Written exercise: Pick out every line in the data below that holds "Write".

** start of Available data **

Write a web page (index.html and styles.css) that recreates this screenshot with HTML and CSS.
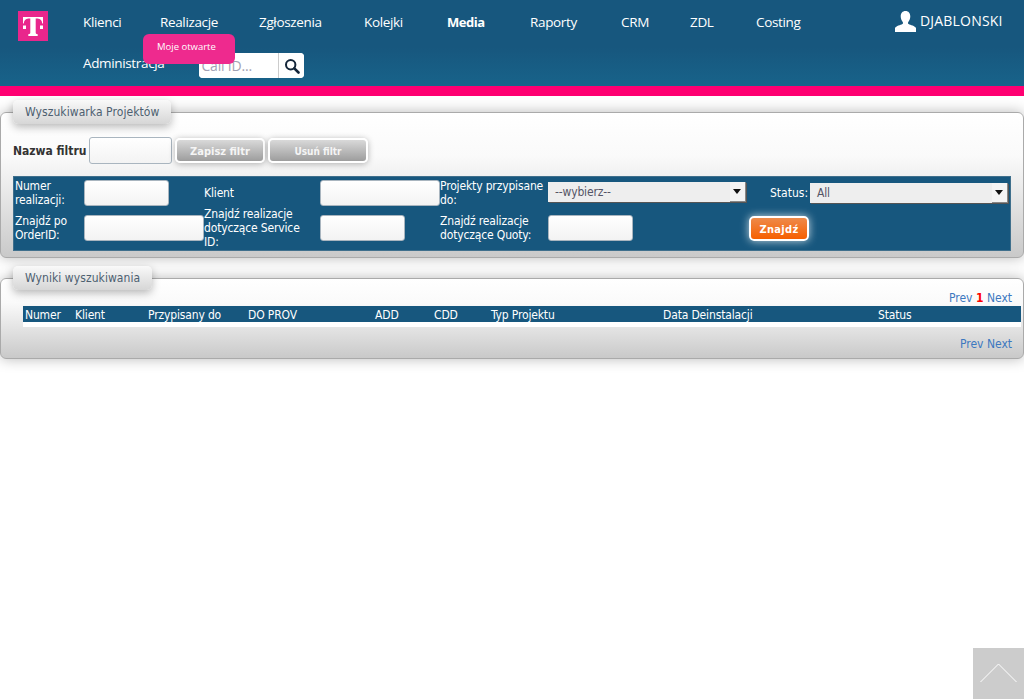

** end of Available data **
** start of Available data **

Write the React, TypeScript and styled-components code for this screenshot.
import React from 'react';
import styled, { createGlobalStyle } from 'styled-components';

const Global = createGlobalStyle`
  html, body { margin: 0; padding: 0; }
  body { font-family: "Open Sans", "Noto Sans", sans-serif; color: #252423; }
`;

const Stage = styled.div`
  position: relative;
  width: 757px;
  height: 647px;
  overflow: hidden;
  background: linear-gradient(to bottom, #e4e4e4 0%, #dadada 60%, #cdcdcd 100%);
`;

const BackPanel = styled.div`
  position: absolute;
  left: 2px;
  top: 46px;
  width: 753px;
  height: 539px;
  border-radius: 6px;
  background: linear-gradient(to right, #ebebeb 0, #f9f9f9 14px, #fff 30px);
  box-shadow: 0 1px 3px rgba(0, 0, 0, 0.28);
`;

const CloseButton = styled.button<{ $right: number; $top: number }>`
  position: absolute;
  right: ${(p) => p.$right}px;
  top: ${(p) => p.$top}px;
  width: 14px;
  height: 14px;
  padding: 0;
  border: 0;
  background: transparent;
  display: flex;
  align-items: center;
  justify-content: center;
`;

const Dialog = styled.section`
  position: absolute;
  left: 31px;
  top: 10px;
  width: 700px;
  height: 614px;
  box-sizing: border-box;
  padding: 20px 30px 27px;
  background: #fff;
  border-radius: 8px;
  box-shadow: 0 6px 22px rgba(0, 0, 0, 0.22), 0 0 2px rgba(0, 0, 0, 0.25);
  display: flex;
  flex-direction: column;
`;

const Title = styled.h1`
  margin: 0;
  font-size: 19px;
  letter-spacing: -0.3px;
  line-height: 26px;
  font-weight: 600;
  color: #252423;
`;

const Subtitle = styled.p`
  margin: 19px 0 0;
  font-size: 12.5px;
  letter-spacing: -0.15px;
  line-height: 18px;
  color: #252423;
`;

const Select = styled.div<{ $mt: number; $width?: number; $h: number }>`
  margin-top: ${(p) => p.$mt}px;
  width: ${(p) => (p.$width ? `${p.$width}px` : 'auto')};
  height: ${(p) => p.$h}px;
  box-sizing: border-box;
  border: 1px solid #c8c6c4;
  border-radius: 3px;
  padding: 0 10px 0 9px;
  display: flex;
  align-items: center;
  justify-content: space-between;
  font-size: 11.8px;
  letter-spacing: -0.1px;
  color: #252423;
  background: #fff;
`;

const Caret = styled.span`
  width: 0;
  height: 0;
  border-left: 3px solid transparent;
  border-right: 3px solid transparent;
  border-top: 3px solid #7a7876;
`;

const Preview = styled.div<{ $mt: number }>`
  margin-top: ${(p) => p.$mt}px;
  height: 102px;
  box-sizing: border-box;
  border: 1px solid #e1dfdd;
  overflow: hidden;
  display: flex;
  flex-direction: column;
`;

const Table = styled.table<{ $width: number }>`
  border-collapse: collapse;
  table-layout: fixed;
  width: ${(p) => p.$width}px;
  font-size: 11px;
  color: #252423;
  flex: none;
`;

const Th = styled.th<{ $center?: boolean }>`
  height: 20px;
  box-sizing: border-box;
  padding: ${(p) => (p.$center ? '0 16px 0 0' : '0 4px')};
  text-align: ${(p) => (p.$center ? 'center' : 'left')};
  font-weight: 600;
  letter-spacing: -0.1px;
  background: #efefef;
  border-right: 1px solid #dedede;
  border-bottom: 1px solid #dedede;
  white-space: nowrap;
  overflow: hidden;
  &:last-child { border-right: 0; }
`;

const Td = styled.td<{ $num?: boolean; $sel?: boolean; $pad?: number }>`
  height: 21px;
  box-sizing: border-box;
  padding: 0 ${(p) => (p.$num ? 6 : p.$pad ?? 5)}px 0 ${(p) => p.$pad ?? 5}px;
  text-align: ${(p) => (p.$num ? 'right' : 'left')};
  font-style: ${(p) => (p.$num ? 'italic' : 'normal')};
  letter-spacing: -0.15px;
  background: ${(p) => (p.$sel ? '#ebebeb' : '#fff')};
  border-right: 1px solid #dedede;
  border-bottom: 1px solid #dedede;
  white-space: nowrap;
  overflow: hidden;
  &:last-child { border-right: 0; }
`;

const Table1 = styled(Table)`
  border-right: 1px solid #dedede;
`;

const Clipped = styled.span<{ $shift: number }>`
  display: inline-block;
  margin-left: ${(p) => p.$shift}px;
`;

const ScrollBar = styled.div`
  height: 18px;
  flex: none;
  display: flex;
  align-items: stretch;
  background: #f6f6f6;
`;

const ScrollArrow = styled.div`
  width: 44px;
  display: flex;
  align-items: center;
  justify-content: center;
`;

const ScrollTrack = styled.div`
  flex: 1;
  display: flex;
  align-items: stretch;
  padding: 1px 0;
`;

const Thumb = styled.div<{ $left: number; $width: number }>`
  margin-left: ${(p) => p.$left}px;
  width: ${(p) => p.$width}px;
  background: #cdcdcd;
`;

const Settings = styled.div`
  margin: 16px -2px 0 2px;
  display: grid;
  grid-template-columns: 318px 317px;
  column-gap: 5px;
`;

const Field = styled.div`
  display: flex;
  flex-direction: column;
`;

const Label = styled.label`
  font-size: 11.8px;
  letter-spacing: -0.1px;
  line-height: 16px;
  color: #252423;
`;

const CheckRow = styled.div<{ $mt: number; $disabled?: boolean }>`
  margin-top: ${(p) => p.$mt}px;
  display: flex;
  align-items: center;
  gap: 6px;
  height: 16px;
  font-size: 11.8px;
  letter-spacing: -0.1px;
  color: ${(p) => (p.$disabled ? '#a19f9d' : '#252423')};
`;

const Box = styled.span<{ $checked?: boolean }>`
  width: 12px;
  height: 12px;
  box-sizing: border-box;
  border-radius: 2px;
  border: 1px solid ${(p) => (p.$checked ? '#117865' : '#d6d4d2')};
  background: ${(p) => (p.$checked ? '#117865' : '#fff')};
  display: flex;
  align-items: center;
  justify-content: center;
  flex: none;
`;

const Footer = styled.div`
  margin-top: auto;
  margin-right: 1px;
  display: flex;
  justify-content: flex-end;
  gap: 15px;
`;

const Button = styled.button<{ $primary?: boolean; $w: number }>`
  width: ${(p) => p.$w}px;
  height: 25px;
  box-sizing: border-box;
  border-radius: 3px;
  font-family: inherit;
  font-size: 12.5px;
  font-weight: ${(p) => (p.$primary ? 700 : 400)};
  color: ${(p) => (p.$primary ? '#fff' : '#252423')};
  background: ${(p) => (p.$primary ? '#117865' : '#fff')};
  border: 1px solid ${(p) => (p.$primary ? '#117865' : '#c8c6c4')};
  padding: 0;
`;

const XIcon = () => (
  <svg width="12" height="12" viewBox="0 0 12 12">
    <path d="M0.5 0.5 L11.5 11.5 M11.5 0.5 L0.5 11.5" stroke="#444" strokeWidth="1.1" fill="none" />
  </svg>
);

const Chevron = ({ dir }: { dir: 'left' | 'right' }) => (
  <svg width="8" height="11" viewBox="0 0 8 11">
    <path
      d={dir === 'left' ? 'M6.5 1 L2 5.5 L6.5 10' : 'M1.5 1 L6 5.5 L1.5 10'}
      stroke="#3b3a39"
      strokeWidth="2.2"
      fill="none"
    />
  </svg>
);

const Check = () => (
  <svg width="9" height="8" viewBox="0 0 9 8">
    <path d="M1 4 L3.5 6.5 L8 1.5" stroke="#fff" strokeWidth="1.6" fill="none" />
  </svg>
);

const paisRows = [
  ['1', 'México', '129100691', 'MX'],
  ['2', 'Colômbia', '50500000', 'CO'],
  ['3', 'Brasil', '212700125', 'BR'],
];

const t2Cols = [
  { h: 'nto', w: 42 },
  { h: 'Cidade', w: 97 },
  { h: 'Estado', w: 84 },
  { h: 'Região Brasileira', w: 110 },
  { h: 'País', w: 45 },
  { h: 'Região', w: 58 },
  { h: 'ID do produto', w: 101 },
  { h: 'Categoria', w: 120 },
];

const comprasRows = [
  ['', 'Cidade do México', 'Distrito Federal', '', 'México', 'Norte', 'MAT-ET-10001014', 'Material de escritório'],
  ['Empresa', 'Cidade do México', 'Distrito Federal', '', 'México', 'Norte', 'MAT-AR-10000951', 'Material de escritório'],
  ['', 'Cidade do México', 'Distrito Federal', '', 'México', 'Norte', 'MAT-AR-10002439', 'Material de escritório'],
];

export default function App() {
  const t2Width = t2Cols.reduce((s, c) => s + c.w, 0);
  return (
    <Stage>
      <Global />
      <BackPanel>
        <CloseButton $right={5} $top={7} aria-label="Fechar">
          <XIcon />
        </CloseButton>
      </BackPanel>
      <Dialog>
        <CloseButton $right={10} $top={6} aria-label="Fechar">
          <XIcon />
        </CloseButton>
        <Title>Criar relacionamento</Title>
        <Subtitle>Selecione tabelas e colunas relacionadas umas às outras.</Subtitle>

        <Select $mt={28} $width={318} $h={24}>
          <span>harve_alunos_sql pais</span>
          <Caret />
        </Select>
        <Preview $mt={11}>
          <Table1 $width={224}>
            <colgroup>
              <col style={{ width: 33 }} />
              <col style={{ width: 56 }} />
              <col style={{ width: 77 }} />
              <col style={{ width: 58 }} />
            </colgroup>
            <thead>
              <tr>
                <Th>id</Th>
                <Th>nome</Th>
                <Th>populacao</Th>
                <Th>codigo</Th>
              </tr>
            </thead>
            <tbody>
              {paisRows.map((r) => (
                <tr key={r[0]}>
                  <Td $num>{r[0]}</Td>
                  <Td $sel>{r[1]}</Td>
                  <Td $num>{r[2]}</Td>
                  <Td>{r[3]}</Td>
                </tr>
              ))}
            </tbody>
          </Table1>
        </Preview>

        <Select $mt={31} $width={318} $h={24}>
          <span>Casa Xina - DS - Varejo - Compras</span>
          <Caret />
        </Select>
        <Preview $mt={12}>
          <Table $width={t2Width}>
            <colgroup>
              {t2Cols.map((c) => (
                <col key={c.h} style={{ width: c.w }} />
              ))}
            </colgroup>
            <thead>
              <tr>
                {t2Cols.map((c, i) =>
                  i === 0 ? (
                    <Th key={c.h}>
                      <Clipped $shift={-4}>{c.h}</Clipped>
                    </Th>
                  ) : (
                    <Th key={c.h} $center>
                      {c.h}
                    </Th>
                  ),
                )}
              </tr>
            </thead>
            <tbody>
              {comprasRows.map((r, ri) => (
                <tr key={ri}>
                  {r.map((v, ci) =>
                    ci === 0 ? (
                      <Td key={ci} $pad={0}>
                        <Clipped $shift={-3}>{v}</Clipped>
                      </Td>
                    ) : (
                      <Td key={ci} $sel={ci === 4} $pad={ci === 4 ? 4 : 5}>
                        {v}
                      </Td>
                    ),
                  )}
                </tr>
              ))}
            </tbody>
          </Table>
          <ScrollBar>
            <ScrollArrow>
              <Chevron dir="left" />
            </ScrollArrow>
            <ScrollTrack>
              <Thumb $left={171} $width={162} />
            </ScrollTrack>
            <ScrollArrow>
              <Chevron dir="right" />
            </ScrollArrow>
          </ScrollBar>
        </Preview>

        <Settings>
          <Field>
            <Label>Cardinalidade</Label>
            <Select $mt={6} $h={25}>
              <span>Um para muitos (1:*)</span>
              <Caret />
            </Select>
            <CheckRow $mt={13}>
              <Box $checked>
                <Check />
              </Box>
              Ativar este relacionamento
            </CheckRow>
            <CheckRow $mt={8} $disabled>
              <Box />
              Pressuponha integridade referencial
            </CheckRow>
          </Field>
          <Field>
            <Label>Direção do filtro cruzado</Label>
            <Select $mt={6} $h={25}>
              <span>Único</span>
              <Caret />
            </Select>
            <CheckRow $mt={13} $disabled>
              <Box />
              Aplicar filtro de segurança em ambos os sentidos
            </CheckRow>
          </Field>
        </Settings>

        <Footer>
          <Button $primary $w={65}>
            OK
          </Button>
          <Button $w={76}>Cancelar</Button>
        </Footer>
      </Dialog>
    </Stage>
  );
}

** end of Available data **
** start of Available data **

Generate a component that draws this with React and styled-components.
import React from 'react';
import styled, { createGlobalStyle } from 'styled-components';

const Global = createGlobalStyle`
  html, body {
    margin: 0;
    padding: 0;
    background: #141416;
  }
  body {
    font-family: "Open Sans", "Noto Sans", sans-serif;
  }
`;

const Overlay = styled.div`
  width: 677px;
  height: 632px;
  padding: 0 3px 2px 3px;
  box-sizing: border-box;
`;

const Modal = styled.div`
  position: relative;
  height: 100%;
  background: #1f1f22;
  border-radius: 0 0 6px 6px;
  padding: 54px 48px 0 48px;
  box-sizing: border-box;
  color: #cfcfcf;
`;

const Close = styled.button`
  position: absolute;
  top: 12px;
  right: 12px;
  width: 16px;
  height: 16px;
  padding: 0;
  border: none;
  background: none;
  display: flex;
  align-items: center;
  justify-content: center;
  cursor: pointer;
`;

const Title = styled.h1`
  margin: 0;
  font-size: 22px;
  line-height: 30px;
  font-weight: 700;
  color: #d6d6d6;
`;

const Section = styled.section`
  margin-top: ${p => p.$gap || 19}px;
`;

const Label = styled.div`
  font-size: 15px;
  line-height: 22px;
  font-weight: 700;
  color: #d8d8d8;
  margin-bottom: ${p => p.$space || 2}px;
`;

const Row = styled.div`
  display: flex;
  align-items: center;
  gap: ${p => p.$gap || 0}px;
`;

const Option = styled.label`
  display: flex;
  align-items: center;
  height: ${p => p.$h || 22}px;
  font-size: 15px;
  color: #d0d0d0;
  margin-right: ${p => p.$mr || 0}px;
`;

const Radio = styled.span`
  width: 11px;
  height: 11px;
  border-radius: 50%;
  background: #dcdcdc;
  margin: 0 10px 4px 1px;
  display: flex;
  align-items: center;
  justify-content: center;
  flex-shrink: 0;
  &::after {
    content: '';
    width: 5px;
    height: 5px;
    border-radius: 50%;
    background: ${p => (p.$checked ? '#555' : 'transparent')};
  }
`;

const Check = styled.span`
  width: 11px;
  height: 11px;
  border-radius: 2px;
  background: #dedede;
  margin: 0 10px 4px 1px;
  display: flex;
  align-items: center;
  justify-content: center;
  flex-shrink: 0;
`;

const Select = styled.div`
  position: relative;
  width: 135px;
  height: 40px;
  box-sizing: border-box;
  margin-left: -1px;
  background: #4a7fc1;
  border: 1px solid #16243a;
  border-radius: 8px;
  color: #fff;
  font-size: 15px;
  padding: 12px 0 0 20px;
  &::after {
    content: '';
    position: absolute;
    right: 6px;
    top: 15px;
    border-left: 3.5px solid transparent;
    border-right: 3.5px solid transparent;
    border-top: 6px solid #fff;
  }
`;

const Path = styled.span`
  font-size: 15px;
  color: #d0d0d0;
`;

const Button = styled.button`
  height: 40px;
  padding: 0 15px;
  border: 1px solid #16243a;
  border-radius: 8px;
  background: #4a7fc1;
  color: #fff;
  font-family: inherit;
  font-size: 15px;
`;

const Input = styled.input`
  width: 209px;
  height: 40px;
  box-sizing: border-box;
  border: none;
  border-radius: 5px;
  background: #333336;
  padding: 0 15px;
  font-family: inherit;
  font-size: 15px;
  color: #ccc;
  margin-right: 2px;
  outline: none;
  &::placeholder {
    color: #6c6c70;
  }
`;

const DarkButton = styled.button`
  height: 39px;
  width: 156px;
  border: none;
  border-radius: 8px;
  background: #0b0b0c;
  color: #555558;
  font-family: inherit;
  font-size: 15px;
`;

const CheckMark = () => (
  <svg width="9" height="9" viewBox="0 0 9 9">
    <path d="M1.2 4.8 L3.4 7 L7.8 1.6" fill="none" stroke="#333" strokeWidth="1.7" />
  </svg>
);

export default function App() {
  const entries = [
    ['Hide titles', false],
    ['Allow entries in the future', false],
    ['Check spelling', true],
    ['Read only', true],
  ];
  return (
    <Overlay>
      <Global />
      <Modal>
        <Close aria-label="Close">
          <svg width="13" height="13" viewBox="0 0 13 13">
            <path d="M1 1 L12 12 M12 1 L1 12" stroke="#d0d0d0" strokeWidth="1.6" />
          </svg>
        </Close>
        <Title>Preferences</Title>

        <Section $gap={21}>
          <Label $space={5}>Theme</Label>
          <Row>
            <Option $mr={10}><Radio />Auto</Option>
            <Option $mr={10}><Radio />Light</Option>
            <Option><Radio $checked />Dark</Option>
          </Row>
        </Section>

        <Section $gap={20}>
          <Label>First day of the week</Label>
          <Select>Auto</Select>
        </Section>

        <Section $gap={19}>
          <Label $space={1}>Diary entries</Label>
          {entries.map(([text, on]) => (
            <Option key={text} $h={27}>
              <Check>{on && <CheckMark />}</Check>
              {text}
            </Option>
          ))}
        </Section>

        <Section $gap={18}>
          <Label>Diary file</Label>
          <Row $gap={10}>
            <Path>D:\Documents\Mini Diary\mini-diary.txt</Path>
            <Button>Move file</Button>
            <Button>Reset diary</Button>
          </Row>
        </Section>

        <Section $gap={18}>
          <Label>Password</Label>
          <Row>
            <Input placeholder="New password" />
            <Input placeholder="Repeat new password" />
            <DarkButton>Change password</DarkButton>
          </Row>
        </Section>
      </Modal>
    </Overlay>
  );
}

** end of Available data **

Result:
Write a web page (index.html and styles.css) that recreates this screenshot with HTML and CSS.
Write the React, TypeScript and styled-components code for this screenshot.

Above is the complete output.